= Cube::Hard =

English music engineer and record producer

Tom Wright, also known as Cube::Hard, Stargazer and Stereo Wildlife, among other aliases, is an English music engineer and record producer. Originally from Kent, England, he is currently taking a break from making music. He worked for RFUGrey as a producer in the late 2000s.

==History==
Wright first got into DJing in 1993, and moved on to music production in 1999. He stated that "I'd rather make tracks than DJ because anyone can DJ".

His first releases were on Elation Recordings label under the alias Stargazer, and he had soon also released vinyl under his own label Phase Four. By 2002 he was making remixes for DJ Uplift's popular hardcore label Raw Elements while the Stargazer tracks "Released" and "Ultimate High" received recognition and were being remixed by producers such as CLSM and Breeze & Styles, and the Stargazer moniker started to get some awareness in the UK hardcore scene. A series of famous remixes for tracks such as "Undefined" and "John Peel (Not Enough)" established him a place as one of the hottest (and youngest) producers in hardcore.
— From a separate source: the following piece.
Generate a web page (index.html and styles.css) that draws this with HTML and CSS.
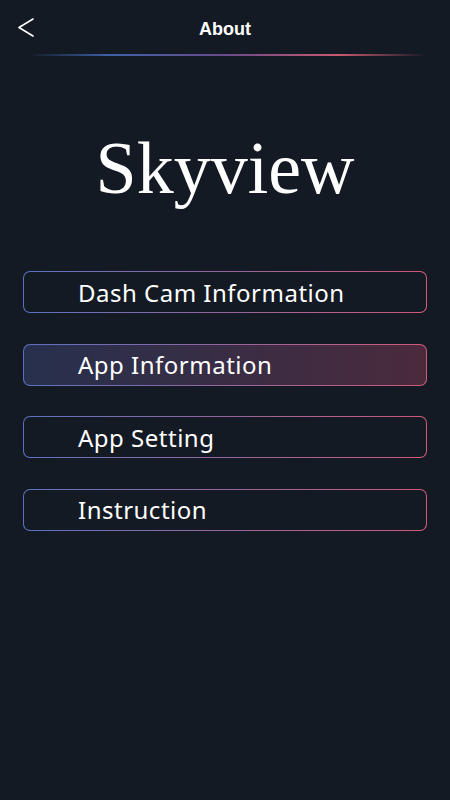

Wright dropped the Stargazer alias in 2005 for Cube::Hard, stating it as a sign of a migration away from a career based mostly on engineering hardcore tracks.
Though he was still considered a relatively new "artist", Cube::Hard started to get some awareness as a moniker in hardcore circles. Tracks featuring Cube::Hard appear in five places on the most recent Bonkers release, one of the most popular and long-running hardcore compilations in the UK. His tracks have also recently appeared in recent Hardcore Heaven and Wow (What A Rush) compilations.

==Producer==
All of Wright's production and engineering is PC-based, and he assembles his tracks using Cubase. He has a BTEC in music technology, and contributes to his tracks variously as a keyboardist, drummer, and singer (notably with his recent track Micro).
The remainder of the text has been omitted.